Il contratto a tutele crescenti sarà una delle (probabili) novità della riforma del lavoro: 3 anni in cui si potrà essere licenziati. Ma porterà reali benefici?
Contratto a tutele crescenti, contratto di inserimento a tutele crescenti, contratto unico a tutele crescenti: sono formule che stanno incominciando a circolare in questi giorni nell’ottica di quella grande riforma del lavoro, chiamata anche job act, più volte annunciata ma di cui spesso si fatica a comprendere i reali provvedimenti in cantiere.
Questa nuova tipologia di contratto pare sarà introdotta per due categorie di età ben precise: giovani sotto i 35 anni e persone over 50. Lo scopo è chiaro: tentare di alleviare il peso della disoccupazione per due fasce di età pesantemente colpite dalla crisi.
I recenti dati Ocse (Employment Outlook) sono impietosi a riguardo: nella fascia di età sotto i 25 anni in Italia 4 persone su 10 sono senza lavoro. Il dato è ancora più pesante se raffrontato a quello del 2007 quando la percentuale era esattamente della metà (20,7%). Inoltre più della metà degli under 25 ha un contratto atipico o precario.
Cosa sono i contratti a tutele crescenti
Partiamo dall’obiettivo di questa nuova forma contrattuale: rendere meno rigido il sistema introducendo sostanzialmente una possibilità di “libero” licenziamento. Detto in altre parole: si vuole sospendere l’applicazione dell’articolo 18 per queste fasce di età , rendendo libera la licenziabilità (e quindi più facile l’assunzione) per i primi tre anni di contratto. Passato questo primo periodo si parla di “incentivi fiscali” per trattenere il dipendente nella forma “normale”.
Meno diritti = più lavoro?
La domanda è lecita. Certamente l’esperienza tedesca dei “minijob”, cui vagamente pare ispirarsi questa riforma, ha dato posti di lavoro, anche se temporanei e sottopagati. Ma si dirà : meglio di niente.
Cosa sono i minijob? È la possibilità di essere assunto per brevi e brevissimi periodi ad un massimo di 400 Euro al mese di paga. Lo stipendio spesso viene integrato con gli aiuti sociali o diventa un secondo stipendio o un’integrazione per alcune categorie (ad esempio gli studenti).
In Germania ci sono 7,3 milioni di occupati di questo genere e il dato dei minijob ha influito (secondo alcuni, ha “drogato”) quello della disoccupazione. Questi lavori oltre ad essere pagati poco ed essere temporanei sono esentasse per il datore di lavoro. E non ci sono ferie e malattie retribuite.
Il caso degli stage
Ovviamente il nuovo contratto proposto in Italia non è così radicale come i minijob tedeschi ma ci chiediamo se una forma “facilitata” di ingresso nel mondo del lavoro diventerà mai una stabilizzazione futura.
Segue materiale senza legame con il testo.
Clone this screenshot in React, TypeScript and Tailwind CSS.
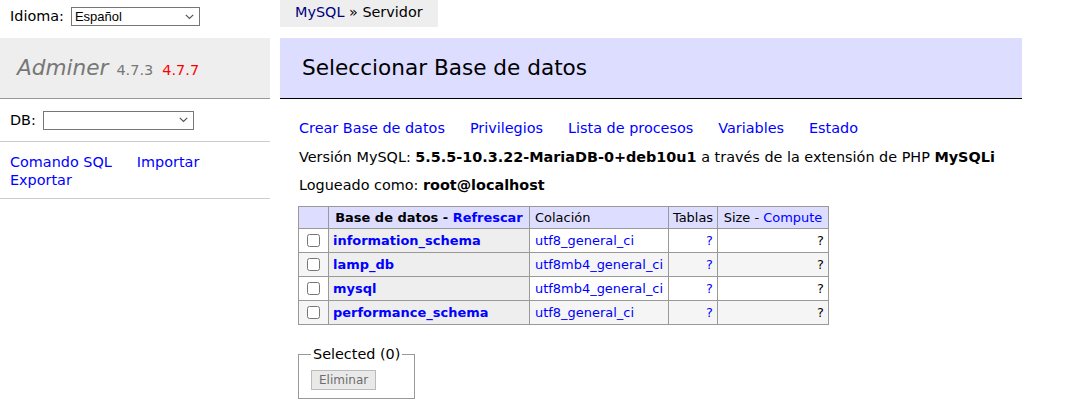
import React from "react";

type Db = { name: string; collation: string };

const databases: Db[] = [
  { name: "information_schema", collation: "utf8_general_ci" },
  { name: "lamp_db", collation: "utf8mb4_general_ci" },
  { name: "mysql", collation: "utf8mb4_general_ci" },
  { name: "performance_schema", collation: "utf8_general_ci" },
];

const FakeSelect = ({ value, className }: { value?: string; className: string }) => (
  <div
    className={`flex h-[19px] items-center justify-between border border-[#767676] bg-white pl-[3px] pr-[5px] font-['Liberation_Sans',Arial,sans-serif] text-[13px] leading-[17px] ${className}`}
  >
    <span>{value}</span>
    <svg width="9" height="6" viewBox="0 0 9 6" fill="none">
      <polyline points="0.8,0.8 4.5,4.5 8.2,0.8" stroke="#555" strokeWidth="1.2" />
    </svg>
  </div>
);

const Sidebar = () => (
  <aside className="w-[270px] shrink-0">
    {/* Language */}
    <div className="flex h-[38px] items-start gap-[7px] px-[10px] pt-[7px]">
      <span className="leading-[19px]">Idioma:</span>
      <FakeSelect value="Español" className="w-[129px]" />
    </div>

    {/* Logo */}
    <h1 className="h-[61px] border-b border-[#999] bg-[#eee] pl-[17px] pt-[16px] leading-[27px] font-normal text-[#777]">
      <span className="text-[21.6px] italic">Adminer</span>
      <span className="ml-[8px] text-[14.5px]">4.7.3</span>
      <span className="ml-[9px] text-[14.5px] text-[#f00]">4.7.7</span>
    </h1>

    {/* DB */}
    <div className="flex h-[43px] items-center gap-[7px] border-b border-[#ccc] px-[10px]">
      <span>DB:</span>
      <FakeSelect className="w-[151px]" />
    </div>

    {/* Links */}
    <div className="h-[57px] border-b border-[#ccc] px-[10px] pt-[11px]">
      <div className="flex gap-[25px]">
        <a className="text-[#00f]">Comando SQL</a>
        <a className="text-[#00f]">Importar</a>
      </div>
      <a className="block text-[#00f]">Exportar</a>
    </div>
  </aside>
);

const Main = () => (
  <main className="ml-[10px] w-[742px]">
    {/* Breadcrumb */}
    <div className="flex h-[38px] items-start">
      <div className="h-[27px] whitespace-nowrap bg-[#eee] px-[15px] leading-[25px]">
        <a className="text-[#000080]">MySQL</a> » Servidor
      </div>
    </div>

    <h2 className="h-[61px] border-b border-black bg-[#ddf] pl-[22px] pt-[16px] text-[21.6px] leading-[27px] font-normal">
      Seleccionar Base de datos
    </h2>

    <div className="pl-[18px]">
      <p className="mt-[20px] flex gap-[25px] pl-[1px] text-[#00f]">
        <a>Crear Base de datos</a>
        <a>Privilegios</a>
        <a>Lista de procesos</a>
        <a>Variables</a>
        <a>Estado</a>
      </p>
      <p className="mt-[11px] whitespace-nowrap pl-[1px]">
        Versión MySQL: <b>5.5.5-10.3.22-MariaDB-0+deb10u1</b> a través de la extensión de PHP{" "}
        <b>MySQLi</b>
      </p>
      <p className="mt-[10px] pl-[1px]">
        Logueado como: <b>root@localhost</b>
      </p>

      <table className="mt-[12px] border-separate border-spacing-0 border-t border-l border-[#999] text-[12.96px] leading-[16px]">
        <thead>
          <tr className="bg-[#ddf]">
            <td className="border-r border-b border-[#999] p-0">
              <div className="h-[21px] w-[29px]" />
            </td>
            <th className="border-r border-b border-[#999] p-0 font-bold">
              <div className="flex h-[21px] w-[200px] items-center justify-center whitespace-nowrap">
                Base de datos -&nbsp;<a className="text-[#00f]">Refrescar</a>
              </div>
            </th>
            <td className="border-r border-b border-[#999] p-0">
              <div className="flex h-[21px] w-[138px] items-center px-[5px]">Colación</div>
            </td>
            <td className="border-r border-b border-[#999] p-0">
              <div className="flex h-[21px] w-[48px] items-center justify-center">Tablas</div>
            </td>
            <td className="border-r border-b border-[#999] p-0">
              <div className="flex h-[21px] w-[110px] items-center justify-center whitespace-nowrap">
                Size -&nbsp;<a className="text-[#00f]">Compute</a>
              </div>
            </td>
          </tr>
        </thead>
        <tbody>
          {databases.map((db, i) => {
            const odd = i % 2 === 1;
            const bg = odd ? "bg-[#f5f5f5]" : "bg-white";
            return (
              <tr key={db.name}>
                <td className={`border-r border-b border-[#999] p-0 ${bg}`}>
                  <div className="flex h-[23px] w-[29px] items-center justify-center">
                    <input type="checkbox" className="m-0 h-[13px] w-[13px]" />
                  </div>
                </td>
                <th className="border-r border-b border-[#999] bg-[#eee] p-0 text-left font-bold">
                  <div className="flex h-[23px] w-[200px] items-center px-[4px]">
                    <a className="text-[#00f]">{db.name}</a>
                  </div>
                </th>
                <td className={`border-r border-b border-[#999] p-0 ${bg}`}>
                  <div className="flex h-[23px] w-[138px] items-center px-[5px] whitespace-nowrap">
                    <a className="text-[#00f]">{db.collation}</a>
                  </div>
                </td>
                <td className={`border-r border-b border-[#999] p-0 ${bg}`}>
                  <div className="flex h-[23px] w-[48px] items-center justify-end px-[4px]">
                    <a className="text-[#00f]">?</a>
                  </div>
                </td>
                <td className={`border-r border-b border-[#999] p-0 ${bg}`}>
                  <div className="flex h-[23px] w-[110px] items-center justify-end px-[4px]">?</div>
                </td>
              </tr>
            );
          })}
        </tbody>
      </table>

      <fieldset className="mt-[20px] w-fit border border-[#999] px-[12px] pb-[8px]">
        <legend className="px-[2px] leading-[18px]">Selected (0)</legend>
        <button
          disabled
          className="mt-[7px] h-[20px] border border-[#bbb] bg-[#e9e9e9] px-[7px] text-[12px] leading-[18px] text-[#6d6d6d]"
        >
          Eliminar
        </button>
      </fieldset>
    </div>
  </main>
);

export default function App() {
  return (
    <div className="flex min-h-[418px] bg-white font-['DejaVu_Sans',Verdana,sans-serif] text-[14.4px] leading-[18px] text-black">
      <Sidebar />
      <Main />
    </div>
  );
}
È il discorso simile che si può fare sugli stage: spesso sono incentivati dagli enti locali ma al periodo di lavoro “formativo” (e quasi sempre non pagato) quante volte subentra la regolare assunzione, anche in presenza di bonus e incentivi fiscali per il datore di lavoro?
Dati Cgil in questo caso dicono che se nel 1999 gli stage (chiamati tirocini all’epoca) erano solo 7500 davano però stabilizzazione alla fine a quasi la metà degli stagisti. Nel 2007 gli stage erano passati a quasi 50.000 con però una percentuale di successiva stabilizzazione del 28%. Il rapporto Excelsior di Unioncamere per il 2012 parla di oltre 206.000 stagisti dei quali sono stati assunti solo 27.830, una percentuale poco superiore al 10%…
Il rischio insomma è quello di un effetto simile anche per questo nuovo contratto “a tutele crescenti”. Cioè essere tenuti per il tempo in cui le tutele non ci sono e non vederle mai “crescere” perché non rinnovati contrattualmente alla fine di questo periodo.
Anche qui; molti penseranno meglio essere assunto con rischio di essere lasciato a casa che niente. Certamente è un punto di vista rispettabile in un periodo di crisi come l’attuale: tutto sta a capire se questo genere di provvedimenti sono modi di raschiare il barile o interventi che hanno in potenza un reale effetto sostanziale sull’economia.